Teaching English in E.U. Countries

Teaching English in an E.U. Country without an E.U. Passport is challenging. However it can be done. As of late, I've been receiving a lot of emails on the subject so I thought I'd offer a few thoughts. First of all, for Australians and Canadians, its possible to work abroad in countries like France and Italy for up to one year on the "Working Holiday Visa" exchange program. This program doesn't exists for Americans and on a side note, I'd like to urge Americans to write to their state senators about implementing a similar program if indeed you'd like to have such an option available to you.

For Americans, there are a few options which, depending on the EU country in question, may vary.

1. You can show up, find an ESL job, then go back to the U.S. and take care of the paperwork. Not a popular option for folks as its expensive and risky. The average school won't want to get involved in arranging such paperwork in the first place. However, if you have a university degree and a TEFL certificate, you can apply at the university level, where they are prepared to do just that to get native English teachers.

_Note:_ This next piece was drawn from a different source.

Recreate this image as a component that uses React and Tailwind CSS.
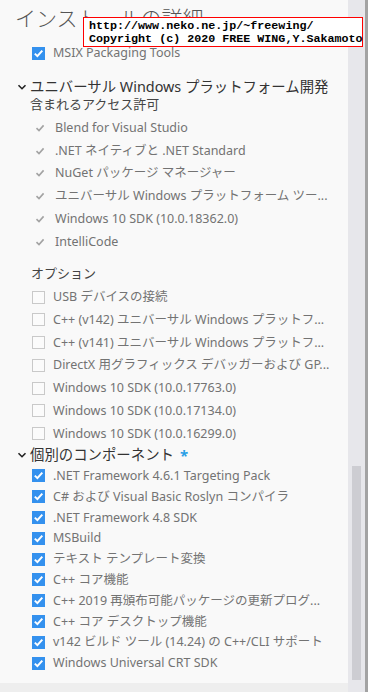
const font = { fontFamily: '"Noto Sans", "Noto Sans CJK JP", sans-serif' };

const included = [
    "Blend for Visual Studio",
    ".NET ネイティブと .NET Standard",
    "NuGet パッケージ マネージャー",
    "ユニバーサル Windows プラットフォーム ツー...",
    "Windows 10 SDK (10.0.18362.0)",
    "IntelliCode",
];

const options = [
    "USB デバイスの接続",
    "C++ (v142) ユニバーサル Windows プラットフ...",
    "C++ (v141) ユニバーサル Windows プラットフ...",
    "DirectX 用グラフィックス デバッガーおよび GP...",
    "Windows 10 SDK (10.0.17763.0)",
    "Windows 10 SDK (10.0.17134.0)",
    "Windows 10 SDK (10.0.16299.0)",
];

const components = [
    ".NET Framework 4.6.1 Targeting Pack",
    "C# および Visual Basic Roslyn コンパイラ",
    ".NET Framework 4.8 SDK",
    "MSBuild",
    "テキスト テンプレート変換",
    "C++ コア機能",
    "C++ 2019 再頒布可能パッケージの更新プログ...",
    "C++ コア デスクトップ機能",
    "v142 ビルド ツール (14.24) の C++/CLI サポート",
    "Windows Universal CRT SDK",
];

const CheckedBox = () => (
    <span className="w-[13px] h-[13px] bg-[#3491ee] flex items-center justify-center shrink-0">
        <svg width="11" height="11" viewBox="0 0 11 11">
            <path d="M1.8 5.6 L4.4 8.1 L9.3 2.6" fill="none" stroke="#fff" strokeWidth="2" />
        </svg>
    </span>
);

const EmptyBox = () => (
    <span className="w-[13px] h-[13px] border border-[#c9c9c9] bg-[#fbfbfb] shrink-0"></span>
);

const GrayCheck = () => (
    <svg width="10" height="10" viewBox="0 0 10 10" className="shrink-0">
        <path d="M1.5 5.2 L4 7.6 L8.6 2.4" fill="none" stroke="#a3a3a3" strokeWidth="1.6" />
    </svg>
);

const Chevron = () => (
    <svg width="10" height="8" viewBox="0 0 10 8" className="shrink-0">
        <path d="M1.5 2.2 L5 5.7 L8.5 2.2" fill="none" stroke="#222" strokeWidth="1.6" />
    </svg>
);

const App = () => {
    return (
        <div className="w-[368px] h-[692px] bg-[#f9f9f9] flex relative overflow-hidden text-[#737373]" style={font}>
            {/* Content */}
            <div className="flex-1 flex flex-col min-w-0">
                <div className="h-[683px] flex flex-col pr-[10px]">
                    <div className="mt-[4px] h-[28px] pl-[15px] text-[21px] leading-[28px] font-light text-[#555555] whitespace-nowrap">インストールの詳細</div>

                    <div className="mt-[10px] h-[22px] flex items-center pl-[32px] gap-[8px] text-[12.5px] leading-[16px] whitespace-nowrap">
                        <CheckedBox />
                        <span>MSIX Packaging Tools</span>
                    </div>

                    <div className="mt-[14px] h-[18px] flex items-center pl-[17px] gap-[3px] text-[14.4px] leading-[18px] text-[#333333] whitespace-nowrap">
                        <Chevron />
                        <span>ユニバーサル Windows プラットフォーム開発</span>
                    </div>
                    <div className="h-[16px] flex items-center pl-[30px] text-[13px] leading-[16px] text-[#444444] whitespace-nowrap">含まれるアクセス許可</div>

                    <div className="mt-[4.6px] flex flex-col">
                        {included.map((item, index) => (
                            <div key={index} className="h-[22.75px] flex items-center pl-[35px] gap-[10px] text-[12.5px] leading-[16px] whitespace-nowrap">
                                <GrayCheck />
                                <span>{item}</span>
                            </div>
                        ))}
                    </div>

                    <div className="mt-[11px] h-[18px] flex items-center pl-[31px] text-[13px] leading-[16px] text-[#444444]">オプション</div>
                    <div className="mt-[3.6px] flex flex-col">
                        {options.map((item, index) => (
                            <div key={index} className="h-[22.75px] flex items-center pl-[32px] gap-[8px] text-[12.5px] leading-[16px] whitespace-nowrap">
                                <EmptyBox />
                                <span>{item}</span>
                            </div>
                        ))}
                    </div>

                    <div className="mt-[1px] h-[18px] flex items-center pl-[17px] gap-[3px] text-[14.4px] leading-[18px] text-[#333333] whitespace-nowrap">
                        <Chevron />
                        <span>個別のコンポーネント</span>
                        <span className="ml-[3px] text-[#2a9fe6] font-bold text-[15px]">*</span>
                    </div>
                    <div className="mt-[1.6px] flex flex-col">
                        {components.map((item, index) => (
                            <div key={index} className="h-[20.8px] flex items-center pl-[32px] gap-[8px] text-[12.5px] leading-[16px] whitespace-nowrap">
                                <CheckedBox />
                                <span>{item}</span>
                            </div>
                        ))}
                    </div>
                </div>
                <div className="flex-1 bg-[#eeeeee]"></div>
            </div>

            {/* Scrollbar */}
            <div className="w-[17px] bg-[#e7e7eb] flex flex-col">
                <div className="h-[466px]"></div>
                <div className="ml-[4px] w-[9px] h-[214px] bg-[#cdcdd2]"></div>
            </div>
            <div className="w-[3px] bg-[#a3a3a3]"></div>

            {/* Watermark */}
            <div className="absolute left-[83px] top-[17px] w-[280px] h-[30px] bg-white border border-[#ff0000] pl-[5px] pt-[2px] text-black font-bold text-[11.7px] leading-[12.5px] whitespace-nowrap" style={{ fontFamily: '"Liberation Mono", monospace' }}>
                <div>http://www.neko.ne.jp/~freewing/</div>
                <div>Copyright (c) 2020 FREE WING,Y.Sakamoto</div>
            </div>
        </div>
    );
}

export default App;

2. You can apply to become an English Teaching Assistant before you leave home. This is a government offered program and the paperwork can be arranged.

3. Registering for internships is another way to arrange long term work contracts in Europe.

4. While this item has been disputed, if you register for language lessons in the country of your choice for 6 months or more, either with a private language school or university, you'll be issued a student visa which allows about 15 hours per week of work. Although if your interest is only to work and not take advantage of the language and cultural aspect, its possible that you may not be granted said visa. The idea is that your primary goal is to be a student abroad.

A more discreet piece of advice is that no matter what your nationality, in some European countries things may not come to you as quickly as you expect so its essential to have patience when attempting to live in this part of the world. Occasionally take your eye off the end goal and remember why you want to live in that particular country in the first place. Often doing that can lead you in the very direction where you want to go.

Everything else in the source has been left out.